> [Exercise requirements]:
Across all the lines below, how many contain the string "styles"? Please reply with the number only.

* begin *

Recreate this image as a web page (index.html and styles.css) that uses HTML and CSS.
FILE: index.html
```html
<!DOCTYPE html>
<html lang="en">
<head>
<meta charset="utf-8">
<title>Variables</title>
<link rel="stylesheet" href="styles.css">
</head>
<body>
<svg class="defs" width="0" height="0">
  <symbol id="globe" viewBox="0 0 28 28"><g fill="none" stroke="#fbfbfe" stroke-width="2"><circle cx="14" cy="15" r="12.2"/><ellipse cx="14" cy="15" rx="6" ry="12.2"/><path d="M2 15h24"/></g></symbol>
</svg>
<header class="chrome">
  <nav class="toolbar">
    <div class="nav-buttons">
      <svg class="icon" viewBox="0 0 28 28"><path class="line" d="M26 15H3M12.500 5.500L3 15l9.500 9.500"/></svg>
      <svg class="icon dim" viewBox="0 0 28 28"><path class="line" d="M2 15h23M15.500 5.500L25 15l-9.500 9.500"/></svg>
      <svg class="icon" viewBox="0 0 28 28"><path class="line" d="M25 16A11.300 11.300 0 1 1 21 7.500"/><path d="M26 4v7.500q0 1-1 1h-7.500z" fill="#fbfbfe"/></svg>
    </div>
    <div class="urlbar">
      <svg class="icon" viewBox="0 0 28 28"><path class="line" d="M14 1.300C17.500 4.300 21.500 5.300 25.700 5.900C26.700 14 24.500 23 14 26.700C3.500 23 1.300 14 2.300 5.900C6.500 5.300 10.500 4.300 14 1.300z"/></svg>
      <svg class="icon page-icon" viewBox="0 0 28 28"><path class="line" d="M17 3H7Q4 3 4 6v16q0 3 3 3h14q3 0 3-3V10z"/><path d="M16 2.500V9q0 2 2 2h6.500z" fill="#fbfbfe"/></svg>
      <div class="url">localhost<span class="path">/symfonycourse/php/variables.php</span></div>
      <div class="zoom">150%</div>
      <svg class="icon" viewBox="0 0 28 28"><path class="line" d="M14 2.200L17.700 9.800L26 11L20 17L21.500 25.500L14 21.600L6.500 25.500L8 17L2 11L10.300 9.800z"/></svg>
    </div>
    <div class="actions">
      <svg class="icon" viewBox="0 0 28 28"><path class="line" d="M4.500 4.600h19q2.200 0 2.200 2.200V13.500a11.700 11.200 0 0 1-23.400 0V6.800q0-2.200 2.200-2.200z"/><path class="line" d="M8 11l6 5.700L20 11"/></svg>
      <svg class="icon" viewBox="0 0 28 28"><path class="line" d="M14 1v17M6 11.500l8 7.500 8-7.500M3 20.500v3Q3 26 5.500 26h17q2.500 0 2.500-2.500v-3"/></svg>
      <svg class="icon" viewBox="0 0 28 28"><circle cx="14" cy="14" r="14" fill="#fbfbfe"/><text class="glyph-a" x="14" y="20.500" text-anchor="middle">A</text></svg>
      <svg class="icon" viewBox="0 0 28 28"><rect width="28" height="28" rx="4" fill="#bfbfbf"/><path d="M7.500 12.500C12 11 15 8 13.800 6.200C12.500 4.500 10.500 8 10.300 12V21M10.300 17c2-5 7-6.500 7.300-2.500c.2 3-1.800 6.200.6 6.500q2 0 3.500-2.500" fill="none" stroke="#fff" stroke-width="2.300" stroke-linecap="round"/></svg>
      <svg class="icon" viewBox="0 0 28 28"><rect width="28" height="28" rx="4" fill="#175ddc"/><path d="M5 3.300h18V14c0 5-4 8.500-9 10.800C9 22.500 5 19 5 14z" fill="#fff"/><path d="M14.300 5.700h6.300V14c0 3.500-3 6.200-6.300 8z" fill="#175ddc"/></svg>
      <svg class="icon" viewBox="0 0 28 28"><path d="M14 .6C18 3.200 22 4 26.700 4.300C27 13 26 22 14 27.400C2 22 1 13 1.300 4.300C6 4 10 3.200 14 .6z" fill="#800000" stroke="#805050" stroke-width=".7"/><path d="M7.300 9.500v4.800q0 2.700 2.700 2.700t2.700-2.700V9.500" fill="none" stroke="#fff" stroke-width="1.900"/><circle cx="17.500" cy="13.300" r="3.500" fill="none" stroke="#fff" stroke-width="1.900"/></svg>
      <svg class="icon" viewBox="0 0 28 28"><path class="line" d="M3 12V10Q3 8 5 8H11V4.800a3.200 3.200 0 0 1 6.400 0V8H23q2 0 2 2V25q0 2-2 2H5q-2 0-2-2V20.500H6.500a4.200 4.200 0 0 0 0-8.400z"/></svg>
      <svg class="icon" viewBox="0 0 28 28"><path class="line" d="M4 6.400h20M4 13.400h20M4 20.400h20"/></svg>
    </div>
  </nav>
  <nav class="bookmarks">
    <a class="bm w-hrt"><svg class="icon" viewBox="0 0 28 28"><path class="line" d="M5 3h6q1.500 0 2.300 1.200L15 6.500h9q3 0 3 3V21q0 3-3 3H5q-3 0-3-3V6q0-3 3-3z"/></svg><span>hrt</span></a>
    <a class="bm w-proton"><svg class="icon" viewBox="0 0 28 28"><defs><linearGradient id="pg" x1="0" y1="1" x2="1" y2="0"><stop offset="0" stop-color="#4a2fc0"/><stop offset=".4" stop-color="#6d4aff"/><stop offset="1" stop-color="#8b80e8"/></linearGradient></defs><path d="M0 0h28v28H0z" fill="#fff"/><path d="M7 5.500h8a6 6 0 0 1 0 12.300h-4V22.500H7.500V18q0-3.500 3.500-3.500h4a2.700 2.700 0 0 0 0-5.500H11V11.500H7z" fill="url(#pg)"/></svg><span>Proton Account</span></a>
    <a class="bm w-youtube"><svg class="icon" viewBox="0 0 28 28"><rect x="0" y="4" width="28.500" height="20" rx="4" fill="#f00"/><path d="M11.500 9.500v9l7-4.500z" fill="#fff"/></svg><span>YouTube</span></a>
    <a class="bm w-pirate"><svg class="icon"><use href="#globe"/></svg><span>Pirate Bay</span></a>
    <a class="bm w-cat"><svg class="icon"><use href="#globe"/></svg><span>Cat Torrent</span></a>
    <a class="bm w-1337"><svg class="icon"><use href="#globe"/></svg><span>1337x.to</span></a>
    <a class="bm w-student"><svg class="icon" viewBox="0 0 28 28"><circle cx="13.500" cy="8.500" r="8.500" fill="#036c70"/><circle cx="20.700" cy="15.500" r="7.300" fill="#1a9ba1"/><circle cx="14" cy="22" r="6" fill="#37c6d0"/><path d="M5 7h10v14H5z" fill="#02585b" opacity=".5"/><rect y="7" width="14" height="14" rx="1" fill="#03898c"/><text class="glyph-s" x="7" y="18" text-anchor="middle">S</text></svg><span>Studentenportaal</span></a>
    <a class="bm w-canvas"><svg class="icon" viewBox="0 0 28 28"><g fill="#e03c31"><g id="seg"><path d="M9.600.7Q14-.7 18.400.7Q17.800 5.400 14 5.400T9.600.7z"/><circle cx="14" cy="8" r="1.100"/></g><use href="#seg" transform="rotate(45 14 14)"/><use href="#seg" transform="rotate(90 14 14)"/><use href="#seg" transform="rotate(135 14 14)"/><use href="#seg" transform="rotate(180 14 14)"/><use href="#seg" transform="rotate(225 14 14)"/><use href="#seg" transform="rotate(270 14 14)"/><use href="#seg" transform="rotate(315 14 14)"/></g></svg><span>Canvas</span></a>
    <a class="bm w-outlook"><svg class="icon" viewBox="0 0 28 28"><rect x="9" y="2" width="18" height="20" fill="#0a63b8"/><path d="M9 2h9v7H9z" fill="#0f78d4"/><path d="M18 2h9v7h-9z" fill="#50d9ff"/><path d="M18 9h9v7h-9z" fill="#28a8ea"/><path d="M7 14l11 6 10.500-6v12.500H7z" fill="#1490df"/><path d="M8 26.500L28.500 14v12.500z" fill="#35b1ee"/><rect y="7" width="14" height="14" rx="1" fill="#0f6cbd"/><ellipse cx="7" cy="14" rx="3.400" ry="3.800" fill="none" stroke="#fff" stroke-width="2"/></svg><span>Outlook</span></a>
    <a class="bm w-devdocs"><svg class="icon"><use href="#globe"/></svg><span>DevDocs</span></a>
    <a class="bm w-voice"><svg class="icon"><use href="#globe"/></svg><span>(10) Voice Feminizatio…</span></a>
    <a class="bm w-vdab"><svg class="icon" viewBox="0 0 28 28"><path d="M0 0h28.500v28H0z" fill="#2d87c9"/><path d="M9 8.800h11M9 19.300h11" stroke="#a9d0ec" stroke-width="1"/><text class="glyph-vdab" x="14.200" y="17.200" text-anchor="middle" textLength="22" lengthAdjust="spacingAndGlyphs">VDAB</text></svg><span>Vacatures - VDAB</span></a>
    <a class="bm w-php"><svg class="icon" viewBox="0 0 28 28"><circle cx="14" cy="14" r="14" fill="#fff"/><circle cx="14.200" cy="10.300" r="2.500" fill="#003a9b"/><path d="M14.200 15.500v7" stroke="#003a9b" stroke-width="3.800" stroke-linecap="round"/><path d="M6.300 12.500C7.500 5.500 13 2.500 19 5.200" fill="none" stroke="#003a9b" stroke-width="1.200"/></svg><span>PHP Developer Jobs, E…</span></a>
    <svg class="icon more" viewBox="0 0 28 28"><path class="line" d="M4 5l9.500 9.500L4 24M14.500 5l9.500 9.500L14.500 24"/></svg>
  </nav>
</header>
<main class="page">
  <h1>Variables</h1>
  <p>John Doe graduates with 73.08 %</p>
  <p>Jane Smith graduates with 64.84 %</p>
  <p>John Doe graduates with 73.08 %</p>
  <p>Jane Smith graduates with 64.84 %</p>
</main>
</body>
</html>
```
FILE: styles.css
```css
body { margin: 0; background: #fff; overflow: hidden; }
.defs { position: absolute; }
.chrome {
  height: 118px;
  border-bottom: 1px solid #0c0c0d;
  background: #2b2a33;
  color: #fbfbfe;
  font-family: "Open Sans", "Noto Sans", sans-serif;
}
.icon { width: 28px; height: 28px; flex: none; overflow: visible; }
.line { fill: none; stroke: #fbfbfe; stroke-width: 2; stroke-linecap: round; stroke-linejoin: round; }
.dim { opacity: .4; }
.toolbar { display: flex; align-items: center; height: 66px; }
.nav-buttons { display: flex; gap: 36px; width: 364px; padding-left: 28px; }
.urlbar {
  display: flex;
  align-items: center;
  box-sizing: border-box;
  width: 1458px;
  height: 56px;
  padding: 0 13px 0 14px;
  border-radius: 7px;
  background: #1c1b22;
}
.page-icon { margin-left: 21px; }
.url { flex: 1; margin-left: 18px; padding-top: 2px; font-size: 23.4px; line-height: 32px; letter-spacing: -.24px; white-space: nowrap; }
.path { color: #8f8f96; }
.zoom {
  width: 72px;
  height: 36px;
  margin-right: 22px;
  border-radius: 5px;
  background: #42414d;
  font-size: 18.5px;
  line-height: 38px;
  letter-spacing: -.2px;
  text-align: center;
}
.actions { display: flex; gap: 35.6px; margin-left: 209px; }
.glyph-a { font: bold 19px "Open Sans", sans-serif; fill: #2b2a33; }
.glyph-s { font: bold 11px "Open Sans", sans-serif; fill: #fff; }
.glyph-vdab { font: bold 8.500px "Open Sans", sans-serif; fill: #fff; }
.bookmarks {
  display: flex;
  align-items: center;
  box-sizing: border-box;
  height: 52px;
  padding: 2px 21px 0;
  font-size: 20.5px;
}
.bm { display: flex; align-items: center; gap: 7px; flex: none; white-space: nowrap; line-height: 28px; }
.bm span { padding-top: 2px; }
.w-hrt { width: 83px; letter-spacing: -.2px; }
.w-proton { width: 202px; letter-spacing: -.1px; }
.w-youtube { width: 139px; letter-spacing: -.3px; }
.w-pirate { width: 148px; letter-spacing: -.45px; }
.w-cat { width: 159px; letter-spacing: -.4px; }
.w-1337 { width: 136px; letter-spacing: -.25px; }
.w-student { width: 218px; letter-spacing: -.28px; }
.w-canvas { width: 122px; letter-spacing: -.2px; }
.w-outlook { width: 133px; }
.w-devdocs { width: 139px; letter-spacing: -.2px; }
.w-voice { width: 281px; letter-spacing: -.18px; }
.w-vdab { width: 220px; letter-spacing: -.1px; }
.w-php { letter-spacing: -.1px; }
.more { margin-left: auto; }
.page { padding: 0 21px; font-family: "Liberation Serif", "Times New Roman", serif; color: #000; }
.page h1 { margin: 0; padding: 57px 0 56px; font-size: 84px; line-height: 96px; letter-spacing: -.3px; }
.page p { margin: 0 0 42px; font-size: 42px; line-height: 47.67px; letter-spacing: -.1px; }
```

* end *

> [Expected answer]:
3